Anyway,I found myself during the sack race screaming and yelling and really wanting our kids to win. At one point I glanced behind me and noticed that I was the only one from our class who was, shall we say, thoroughly involved. I began to feel a little stupid until I noticed my friend, we will call her Tammy Taylor, nearly foaming at the mouth as she cheered her team on. I then realized that there is really something wrong with the other parents. IT'S A COMPETITION BABY!!!! We got second place and that is okay because we smoked everybody in the running events and I think we will win the tug of war that will be held next week sometime. I have been letting Landry pull the car up the driveway to build up his strength. :)

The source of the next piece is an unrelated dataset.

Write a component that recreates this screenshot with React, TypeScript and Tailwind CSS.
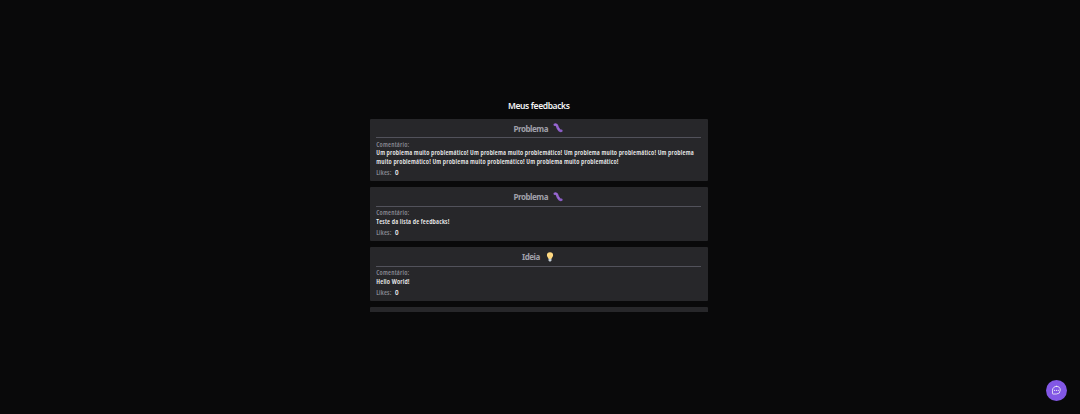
import React from "react";

type Kind = "problem" | "idea";
interface Feedback {
  kind: Kind;
  comment: string[];
  likes: number;
}

const feedbacks: Feedback[] = [
  {
    kind: "problem",
    comment: [
      "Um problema muito problemático! Um problema muito problemático! Um problema muito problemático! Um problema",
      "muito problemático! Um problema muito problemático! Um problema muito problemático!",
    ],
    likes: 0,
  },
  { kind: "problem", comment: ["Teste da lista de feedbacks!"], likes: 0 },
  { kind: "idea", comment: ["Hello World!"], likes: 0 },
];

function Caterpillar() {
  return (
    <svg viewBox="0 0 10 10" className="h-[10px] w-[10px]" fill="none" strokeLinecap="round" strokeLinejoin="round">
      <path d="M1.8 1.7C3 1.4 3.9 1.9 4.2 3.2C4.5 4.6 4.9 5.3 5.6 6.2C6.3 7.6 7 8.1 8.3 7.8" stroke="#8a5dc4" strokeWidth="2.7" />
      <path d="M1.8 1.6C3.2 1.3 3.9 2 4.2 3.3M5 5.1L6 6.6" stroke="#9b6bd3" strokeWidth="1.3" />
    </svg>
  );
}

function Bulb() {
  return (
    <svg viewBox="0 0 10 10" className="h-[10px] w-[10px]">
      <path d="M5 .2A3.1 3.1 0 0 0 1.9 3.3C1.9 5 3.3 5.4 3.6 7H6.4C6.7 5.4 8.1 5 8.1 3.3A3.1 3.1 0 0 0 5 .2Z" fill="#ffd983" />
      <path d="M5 3.5V6.5" stroke="#ffcc4d" strokeWidth=".5" />
      <path d="M3.6 6.7H6.4V8.6L5.6 9.6H4.4L3.6 8.6Z" fill="#ccd6dd" />
      <path d="M3.6 7.8H6.4" stroke="#99aab5" strokeWidth=".4" />
    </svg>
  );
}

function Card({ item }: { item: Feedback }) {
  const problem = item.kind === "problem";
  return (
    <article className="flex shrink-0 flex-col rounded-[1px] bg-[#27272a] px-[6.75px] pb-[3px]">
      <header className="flex h-[19.25px] items-center justify-center border-b border-[#52525b] pr-px text-[#a1a1aa]">
        <h2 className={problem ? "w-[39.5px] pt-px text-[8px] font-bold tracking-[-0.46px] whitespace-nowrap" : "w-[22.5px] pt-px text-[8px] font-bold tracking-[-0.46px] whitespace-nowrap"}>
          {problem ? "Problema" : "Ideia"}
        </h2>
        {problem ? <Caterpillar /> : <Bulb />}
      </header>
      <span className="mt-[2.5px] font-['Open_Sans','Noto_Sans',sans-serif] text-[6.8px] leading-[8.5px] font-semibold tracking-[0.22px] text-[#8c8c95] font-stretch-[87.5%]">Comentário:</span>
      {item.comment.map((line) => (
        <p key={line} className="font-['Open_Sans','Noto_Sans',sans-serif] text-[6.8px] leading-[8.5px] font-semibold tracking-[0.205px] whitespace-nowrap text-[#f4f4f5] font-stretch-[87.5%]">{line}</p>
      ))}
      <div className="mt-[3.2px] flex gap-[3.5px] text-[6.2px] leading-[8.5px]">
        <span className="font-['Open_Sans','Noto_Sans',sans-serif] text-[6.8px] font-semibold tracking-[0.2px] text-[#8c8c95] font-stretch-[87.5%]">Likes:</span>
        <span className="font-semibold text-[#f4f4f5]">{item.likes}</span>
      </div>
    </article>
  );
}

export default function App() {
  return (
    <div className="relative flex h-[414px] flex-col items-center overflow-hidden bg-[#09090a] font-['Noto_Sans','Open_Sans',sans-serif]">
      <main className="mt-[99px] mr-[2.5px] flex w-[338.5px] flex-col">
        <h1 className="h-5 text-center text-[8.5px] leading-[14px] font-semibold tracking-[-0.38px] text-[#f4f4f5]">Meus feedbacks</h1>
        <section className="flex h-[193px] flex-col gap-[6.5px] overflow-hidden">
          {feedbacks.map((item, index) => <Card key={index} item={item} />)}
          <div className="h-12 shrink-0 rounded-[1px] bg-[#27272a]" />
        </section>
      </main>
      <button aria-label="Feedback" className="absolute right-[13.5px] bottom-[13.5px] flex h-[21px] w-[21px] items-center justify-center rounded-full bg-[#8257e5]">
        <svg viewBox="0 0 256 256" className="h-[10.5px] w-[10.5px]" fill="none" stroke="#f4f4f5" strokeWidth="20" strokeLinecap="round" strokeLinejoin="round">
          <path d="M132 32A96 96 0 0 0 36 128V208A12 12 0 0 0 48 220H132A94 94 0 0 0 132 32Z" />
          <g fill="#f4f4f5" stroke="none"><circle cx="86" cy="130" r="15" /><circle cx="132" cy="130" r="15" /><circle cx="178" cy="130" r="15" /></g>
        </svg>
      </button>
    </div>
  );
}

Okay, so after field day the kiddos get to come to the concession stand and spend their parents money on health food like nachos, hot dogs, pickles, and candy, candy and more candy. Then the teachers let them sit on the basketball courts and sugar themselves up just before they send them home. During the sugar fest, I was talking with Landry's teacher, the fabulous Mrs. Ware, when another teacher came up and put her arms around us and said, "Your class is playing spin the bottle," then she looked at me with a twinkle in her eye and said, "and it was your son who started it." She giggled while Mrs. Ware and I simultaneously said, "WHAT????"

Needless to say, we casually walked over to see what was going on and Mr. McCook stopped spinning the bottle and looked away. We asked what was going on and were met with a cacophony of answers all pointing to the culprit....duh duh duh.....Landry H. McCook. We were told that they were playing "kiss the bottle" and that when the bottle pointed to a particular person that person had to kiss the bottle. They were told to put the bottle in the trash and not play the game anymore.
Later, I asked Landry where he got the game. 1st he said his friend Alex. I could tell he wasn't telling the truth and I gave him the look. Then he told me that he just made it up. Seriously, what is next? I don't even want to know! That's my boy!